**Task details:**
From the entries below, copy every line where the string "component" appears.

**Given records:**

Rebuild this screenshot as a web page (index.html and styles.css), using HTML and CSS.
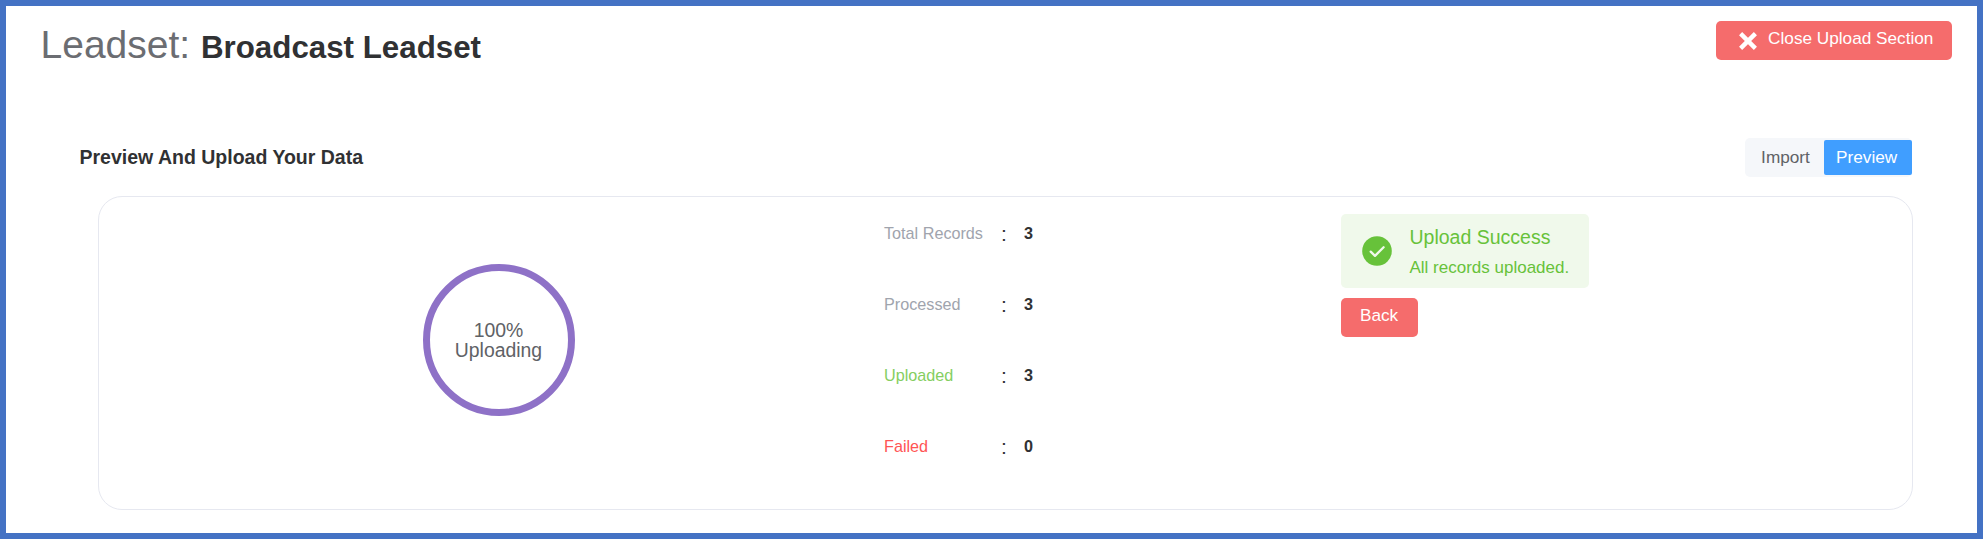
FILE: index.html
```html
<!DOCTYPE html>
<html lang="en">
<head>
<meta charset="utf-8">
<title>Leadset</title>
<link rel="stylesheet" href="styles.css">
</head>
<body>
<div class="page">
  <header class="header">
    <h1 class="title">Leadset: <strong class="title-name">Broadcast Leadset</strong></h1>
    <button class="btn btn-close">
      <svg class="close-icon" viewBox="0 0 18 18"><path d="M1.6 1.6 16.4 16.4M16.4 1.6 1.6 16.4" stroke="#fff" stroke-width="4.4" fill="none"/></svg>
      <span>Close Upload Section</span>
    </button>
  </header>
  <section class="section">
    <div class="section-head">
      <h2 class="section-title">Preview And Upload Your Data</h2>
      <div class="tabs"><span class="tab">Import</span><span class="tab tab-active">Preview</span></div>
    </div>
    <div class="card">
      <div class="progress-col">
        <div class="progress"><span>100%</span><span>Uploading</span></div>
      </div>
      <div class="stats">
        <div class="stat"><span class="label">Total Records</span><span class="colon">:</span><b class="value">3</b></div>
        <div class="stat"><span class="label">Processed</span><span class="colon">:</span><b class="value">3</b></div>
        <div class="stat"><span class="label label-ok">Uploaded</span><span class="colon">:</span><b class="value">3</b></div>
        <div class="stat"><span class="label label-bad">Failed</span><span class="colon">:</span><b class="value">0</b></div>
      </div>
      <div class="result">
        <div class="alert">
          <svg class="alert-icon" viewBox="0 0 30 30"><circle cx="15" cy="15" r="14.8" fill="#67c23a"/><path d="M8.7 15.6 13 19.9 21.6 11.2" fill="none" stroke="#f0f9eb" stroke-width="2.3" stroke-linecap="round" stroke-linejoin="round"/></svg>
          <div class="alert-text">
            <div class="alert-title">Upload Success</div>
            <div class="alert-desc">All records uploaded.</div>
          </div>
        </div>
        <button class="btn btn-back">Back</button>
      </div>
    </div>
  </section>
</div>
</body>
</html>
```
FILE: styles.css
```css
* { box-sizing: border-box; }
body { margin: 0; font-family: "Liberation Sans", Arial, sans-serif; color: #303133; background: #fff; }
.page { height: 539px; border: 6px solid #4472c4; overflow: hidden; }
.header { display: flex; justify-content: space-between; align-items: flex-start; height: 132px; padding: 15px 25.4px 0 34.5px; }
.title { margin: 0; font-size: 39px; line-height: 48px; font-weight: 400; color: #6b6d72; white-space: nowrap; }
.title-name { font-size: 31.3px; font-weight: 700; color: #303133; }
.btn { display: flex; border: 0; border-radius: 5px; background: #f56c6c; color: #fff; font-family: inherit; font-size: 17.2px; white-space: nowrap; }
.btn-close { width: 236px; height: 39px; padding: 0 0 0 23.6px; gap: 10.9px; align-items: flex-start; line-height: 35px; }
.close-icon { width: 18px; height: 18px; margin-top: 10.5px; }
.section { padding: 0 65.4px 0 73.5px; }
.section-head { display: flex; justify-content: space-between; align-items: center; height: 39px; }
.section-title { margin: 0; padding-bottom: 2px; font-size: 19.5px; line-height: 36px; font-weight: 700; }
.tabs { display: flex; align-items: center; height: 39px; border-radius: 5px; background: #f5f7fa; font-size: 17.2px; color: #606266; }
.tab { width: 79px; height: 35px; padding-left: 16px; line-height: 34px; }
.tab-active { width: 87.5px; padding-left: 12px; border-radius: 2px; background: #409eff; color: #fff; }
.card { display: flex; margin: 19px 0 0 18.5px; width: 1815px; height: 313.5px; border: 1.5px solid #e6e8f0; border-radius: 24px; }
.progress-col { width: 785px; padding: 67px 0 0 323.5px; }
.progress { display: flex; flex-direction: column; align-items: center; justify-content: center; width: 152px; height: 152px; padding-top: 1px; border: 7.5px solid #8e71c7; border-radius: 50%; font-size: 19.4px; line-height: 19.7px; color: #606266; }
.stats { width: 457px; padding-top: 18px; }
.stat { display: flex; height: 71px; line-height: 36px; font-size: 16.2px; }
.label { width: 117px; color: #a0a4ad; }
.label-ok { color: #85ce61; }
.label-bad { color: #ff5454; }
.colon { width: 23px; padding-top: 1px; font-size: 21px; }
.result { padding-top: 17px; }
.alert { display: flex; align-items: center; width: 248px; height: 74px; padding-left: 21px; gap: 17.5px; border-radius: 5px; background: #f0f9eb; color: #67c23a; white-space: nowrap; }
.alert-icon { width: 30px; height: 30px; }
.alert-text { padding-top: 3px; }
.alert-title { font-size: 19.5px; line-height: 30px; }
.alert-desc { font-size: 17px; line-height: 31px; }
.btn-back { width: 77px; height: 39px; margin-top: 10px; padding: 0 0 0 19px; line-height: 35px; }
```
--
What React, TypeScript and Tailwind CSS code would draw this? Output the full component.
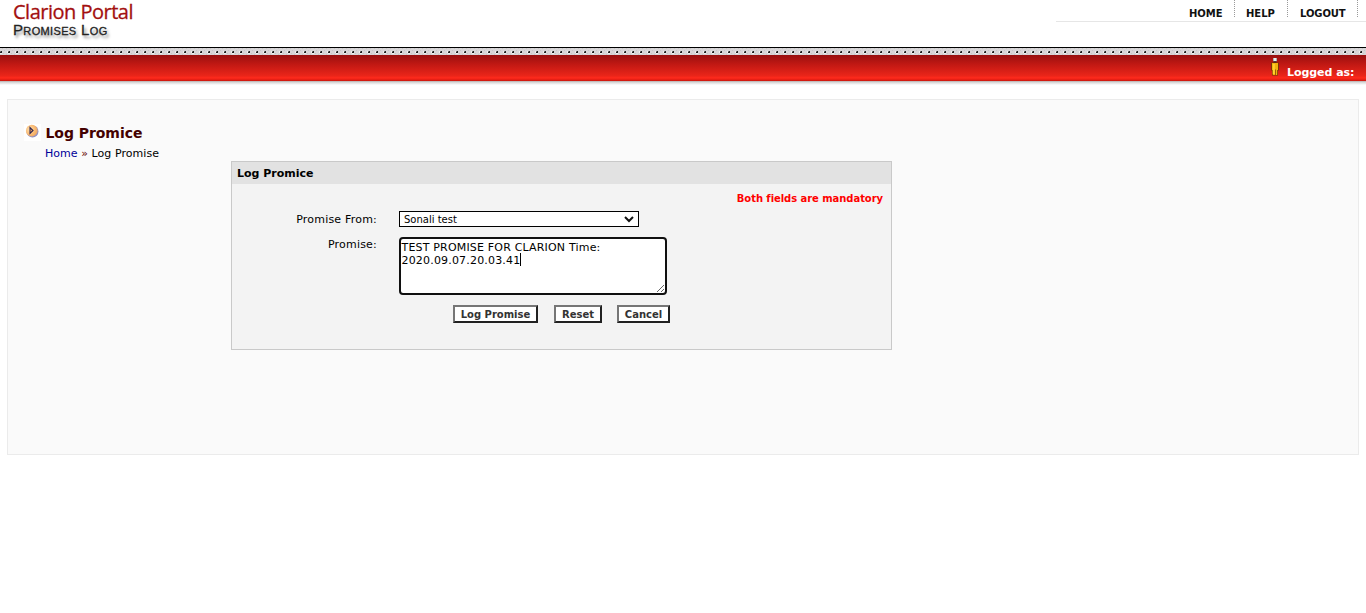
---
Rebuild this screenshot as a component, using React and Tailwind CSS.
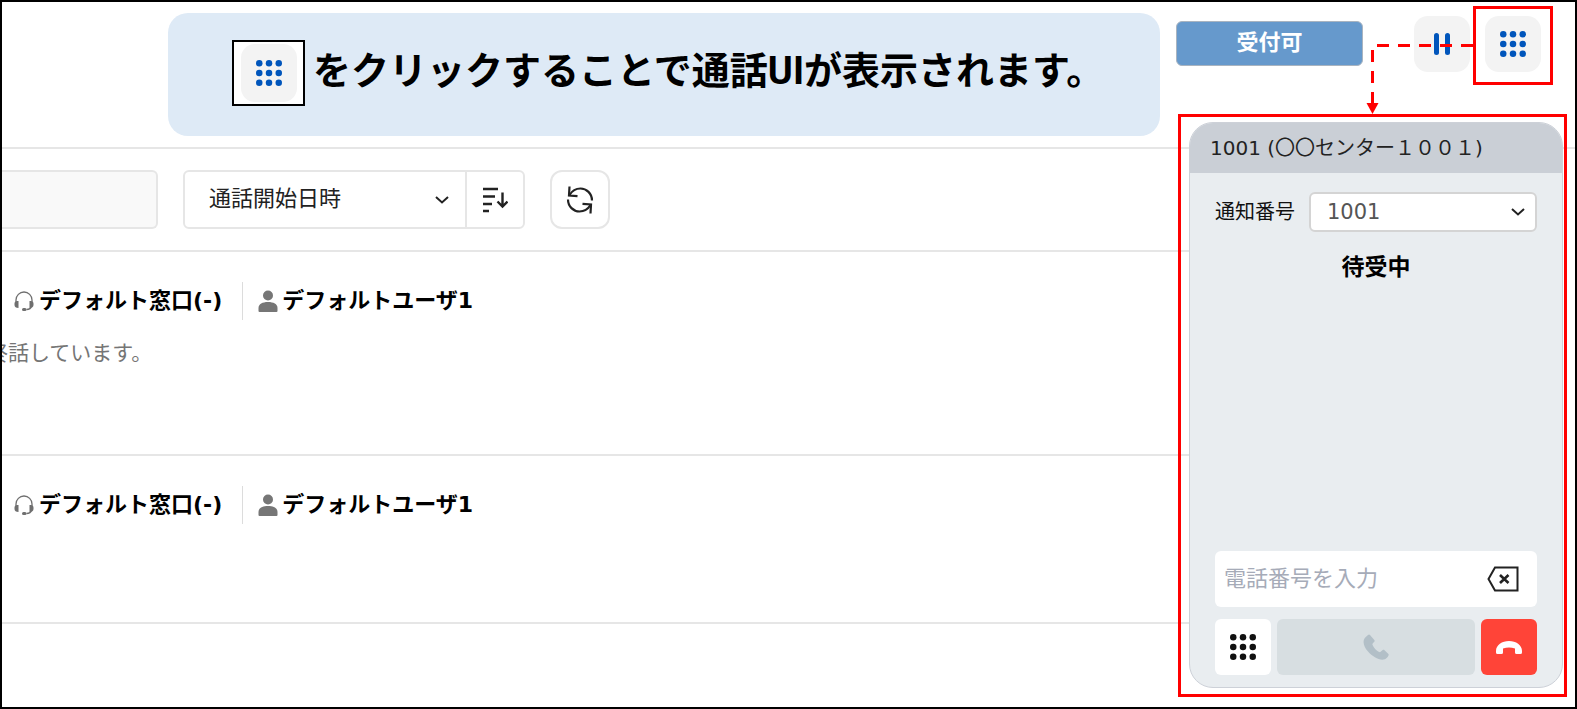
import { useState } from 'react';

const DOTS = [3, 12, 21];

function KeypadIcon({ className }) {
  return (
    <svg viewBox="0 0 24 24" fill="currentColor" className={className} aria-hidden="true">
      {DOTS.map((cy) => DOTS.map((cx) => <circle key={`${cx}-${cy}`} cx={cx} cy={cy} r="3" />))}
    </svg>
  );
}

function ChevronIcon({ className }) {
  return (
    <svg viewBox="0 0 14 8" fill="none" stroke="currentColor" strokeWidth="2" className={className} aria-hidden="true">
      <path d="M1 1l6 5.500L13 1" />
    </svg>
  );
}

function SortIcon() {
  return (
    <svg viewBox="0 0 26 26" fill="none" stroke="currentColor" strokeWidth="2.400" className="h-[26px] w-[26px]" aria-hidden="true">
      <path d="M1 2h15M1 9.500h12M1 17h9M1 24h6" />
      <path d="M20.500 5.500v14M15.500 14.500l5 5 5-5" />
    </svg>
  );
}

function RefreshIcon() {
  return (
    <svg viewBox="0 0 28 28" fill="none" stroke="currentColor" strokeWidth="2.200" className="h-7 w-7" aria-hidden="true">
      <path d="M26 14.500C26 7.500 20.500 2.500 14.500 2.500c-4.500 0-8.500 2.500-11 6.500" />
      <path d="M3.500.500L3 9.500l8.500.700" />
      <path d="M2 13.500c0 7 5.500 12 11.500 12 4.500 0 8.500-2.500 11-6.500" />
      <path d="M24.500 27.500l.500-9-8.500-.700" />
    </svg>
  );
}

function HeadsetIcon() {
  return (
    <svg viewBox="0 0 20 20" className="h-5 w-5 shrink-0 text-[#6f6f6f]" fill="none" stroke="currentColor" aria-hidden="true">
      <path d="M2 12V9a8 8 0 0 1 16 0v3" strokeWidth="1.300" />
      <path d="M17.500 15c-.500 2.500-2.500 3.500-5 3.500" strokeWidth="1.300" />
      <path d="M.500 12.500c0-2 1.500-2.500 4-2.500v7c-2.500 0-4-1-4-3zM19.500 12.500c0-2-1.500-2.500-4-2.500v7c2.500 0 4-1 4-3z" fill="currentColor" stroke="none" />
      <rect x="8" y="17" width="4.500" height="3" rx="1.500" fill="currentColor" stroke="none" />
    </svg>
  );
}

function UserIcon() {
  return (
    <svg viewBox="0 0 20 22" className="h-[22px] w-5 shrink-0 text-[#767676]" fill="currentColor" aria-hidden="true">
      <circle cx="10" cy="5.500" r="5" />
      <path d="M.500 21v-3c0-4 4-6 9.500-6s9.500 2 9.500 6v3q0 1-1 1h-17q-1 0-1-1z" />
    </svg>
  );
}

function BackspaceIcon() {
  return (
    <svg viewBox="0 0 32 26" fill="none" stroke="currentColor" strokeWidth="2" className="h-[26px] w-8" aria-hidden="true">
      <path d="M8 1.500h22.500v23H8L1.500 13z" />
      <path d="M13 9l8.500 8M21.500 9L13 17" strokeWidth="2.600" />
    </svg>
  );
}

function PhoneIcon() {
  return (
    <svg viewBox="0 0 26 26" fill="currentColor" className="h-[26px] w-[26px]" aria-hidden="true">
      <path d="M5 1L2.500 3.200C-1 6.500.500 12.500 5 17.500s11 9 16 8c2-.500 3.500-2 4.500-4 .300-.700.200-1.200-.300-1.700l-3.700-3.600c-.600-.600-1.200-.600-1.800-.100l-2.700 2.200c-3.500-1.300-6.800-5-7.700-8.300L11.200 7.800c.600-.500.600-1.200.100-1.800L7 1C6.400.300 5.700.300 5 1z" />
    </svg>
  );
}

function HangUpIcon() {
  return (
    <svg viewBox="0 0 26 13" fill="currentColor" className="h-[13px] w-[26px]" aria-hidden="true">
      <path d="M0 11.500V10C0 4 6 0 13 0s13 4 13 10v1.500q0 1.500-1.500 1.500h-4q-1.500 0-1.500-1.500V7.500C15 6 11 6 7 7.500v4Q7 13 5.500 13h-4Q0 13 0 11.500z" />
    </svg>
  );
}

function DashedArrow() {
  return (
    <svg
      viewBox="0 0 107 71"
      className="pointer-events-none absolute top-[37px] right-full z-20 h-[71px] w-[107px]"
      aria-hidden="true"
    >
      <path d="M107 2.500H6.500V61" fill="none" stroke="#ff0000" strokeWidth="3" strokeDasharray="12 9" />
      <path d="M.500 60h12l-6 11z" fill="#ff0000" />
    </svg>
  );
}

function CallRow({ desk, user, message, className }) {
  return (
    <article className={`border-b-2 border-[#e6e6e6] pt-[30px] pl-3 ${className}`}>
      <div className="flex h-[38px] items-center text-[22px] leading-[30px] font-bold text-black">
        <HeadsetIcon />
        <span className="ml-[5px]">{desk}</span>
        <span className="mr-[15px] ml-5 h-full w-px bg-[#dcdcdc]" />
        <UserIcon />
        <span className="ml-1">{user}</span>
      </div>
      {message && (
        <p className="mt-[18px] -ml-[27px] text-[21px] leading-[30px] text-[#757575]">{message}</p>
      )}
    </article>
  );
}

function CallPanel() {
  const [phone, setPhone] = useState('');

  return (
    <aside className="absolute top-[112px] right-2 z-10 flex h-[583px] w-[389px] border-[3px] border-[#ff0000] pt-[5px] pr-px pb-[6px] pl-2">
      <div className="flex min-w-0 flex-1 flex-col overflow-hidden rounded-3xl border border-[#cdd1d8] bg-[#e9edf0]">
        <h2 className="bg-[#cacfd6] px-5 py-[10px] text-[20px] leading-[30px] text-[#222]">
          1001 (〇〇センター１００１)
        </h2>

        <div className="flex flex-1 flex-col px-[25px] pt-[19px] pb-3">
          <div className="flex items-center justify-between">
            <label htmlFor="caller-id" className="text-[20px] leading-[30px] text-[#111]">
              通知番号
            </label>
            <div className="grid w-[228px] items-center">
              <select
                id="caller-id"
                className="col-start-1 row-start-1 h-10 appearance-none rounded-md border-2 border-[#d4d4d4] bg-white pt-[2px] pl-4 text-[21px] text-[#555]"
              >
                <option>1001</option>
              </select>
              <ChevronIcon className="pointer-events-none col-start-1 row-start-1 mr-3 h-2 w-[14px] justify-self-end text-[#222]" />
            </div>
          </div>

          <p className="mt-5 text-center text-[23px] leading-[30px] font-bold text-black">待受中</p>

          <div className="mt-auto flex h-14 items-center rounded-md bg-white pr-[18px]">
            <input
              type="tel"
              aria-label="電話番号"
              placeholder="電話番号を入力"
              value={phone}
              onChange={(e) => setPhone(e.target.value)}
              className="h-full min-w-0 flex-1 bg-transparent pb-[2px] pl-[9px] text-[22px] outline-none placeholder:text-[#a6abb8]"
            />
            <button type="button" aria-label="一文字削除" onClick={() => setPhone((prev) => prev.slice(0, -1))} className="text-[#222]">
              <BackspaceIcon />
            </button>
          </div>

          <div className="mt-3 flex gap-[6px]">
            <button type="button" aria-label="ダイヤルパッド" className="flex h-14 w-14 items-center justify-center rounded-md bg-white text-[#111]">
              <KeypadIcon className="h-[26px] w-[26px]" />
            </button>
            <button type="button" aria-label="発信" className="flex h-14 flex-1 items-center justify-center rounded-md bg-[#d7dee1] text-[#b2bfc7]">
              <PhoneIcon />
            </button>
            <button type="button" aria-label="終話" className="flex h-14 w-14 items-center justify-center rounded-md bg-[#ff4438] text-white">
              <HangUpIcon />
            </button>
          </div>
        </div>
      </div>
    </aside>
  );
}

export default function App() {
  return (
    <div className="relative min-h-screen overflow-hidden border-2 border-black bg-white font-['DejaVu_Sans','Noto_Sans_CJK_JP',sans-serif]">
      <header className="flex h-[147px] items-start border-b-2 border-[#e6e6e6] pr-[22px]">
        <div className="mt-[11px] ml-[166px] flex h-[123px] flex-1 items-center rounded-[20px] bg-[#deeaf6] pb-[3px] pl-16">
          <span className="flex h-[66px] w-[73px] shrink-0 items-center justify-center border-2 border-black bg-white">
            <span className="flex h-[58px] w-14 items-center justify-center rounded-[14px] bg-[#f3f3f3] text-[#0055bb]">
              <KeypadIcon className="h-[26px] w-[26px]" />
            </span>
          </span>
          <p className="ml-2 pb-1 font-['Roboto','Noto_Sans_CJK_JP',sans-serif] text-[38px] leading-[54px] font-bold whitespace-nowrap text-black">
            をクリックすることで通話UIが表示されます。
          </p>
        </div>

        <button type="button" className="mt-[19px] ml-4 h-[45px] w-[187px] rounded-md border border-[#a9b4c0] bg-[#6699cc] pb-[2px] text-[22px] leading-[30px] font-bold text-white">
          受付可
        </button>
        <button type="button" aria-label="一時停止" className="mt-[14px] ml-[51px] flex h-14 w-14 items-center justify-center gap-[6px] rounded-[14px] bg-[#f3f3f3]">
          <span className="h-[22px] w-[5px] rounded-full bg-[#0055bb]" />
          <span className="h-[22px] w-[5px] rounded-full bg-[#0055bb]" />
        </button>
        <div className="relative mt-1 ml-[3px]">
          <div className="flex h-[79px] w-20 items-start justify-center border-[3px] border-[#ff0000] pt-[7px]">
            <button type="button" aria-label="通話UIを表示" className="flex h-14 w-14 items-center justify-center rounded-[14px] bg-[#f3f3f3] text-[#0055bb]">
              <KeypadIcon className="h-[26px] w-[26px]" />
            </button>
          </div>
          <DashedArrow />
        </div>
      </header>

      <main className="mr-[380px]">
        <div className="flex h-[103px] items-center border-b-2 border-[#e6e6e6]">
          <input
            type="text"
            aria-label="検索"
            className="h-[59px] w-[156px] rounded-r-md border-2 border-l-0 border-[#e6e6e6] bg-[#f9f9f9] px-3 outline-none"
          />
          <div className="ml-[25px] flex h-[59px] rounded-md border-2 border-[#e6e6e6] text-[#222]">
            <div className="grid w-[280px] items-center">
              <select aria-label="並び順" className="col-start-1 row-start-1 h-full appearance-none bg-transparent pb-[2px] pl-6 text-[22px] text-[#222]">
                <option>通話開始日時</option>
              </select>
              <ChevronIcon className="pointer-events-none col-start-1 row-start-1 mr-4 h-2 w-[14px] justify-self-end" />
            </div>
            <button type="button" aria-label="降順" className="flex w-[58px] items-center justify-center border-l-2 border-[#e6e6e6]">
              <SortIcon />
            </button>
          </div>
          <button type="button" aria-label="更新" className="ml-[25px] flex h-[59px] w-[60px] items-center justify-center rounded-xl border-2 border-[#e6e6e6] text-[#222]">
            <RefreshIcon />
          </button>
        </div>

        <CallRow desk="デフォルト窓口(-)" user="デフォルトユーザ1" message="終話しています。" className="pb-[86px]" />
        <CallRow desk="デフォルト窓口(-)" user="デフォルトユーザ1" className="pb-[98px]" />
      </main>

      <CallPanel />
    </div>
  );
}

**Exercise solution:**
What React, TypeScript and Tailwind CSS code would draw this? Output the full component.
Rebuild this screenshot as a component, using React and Tailwind CSS.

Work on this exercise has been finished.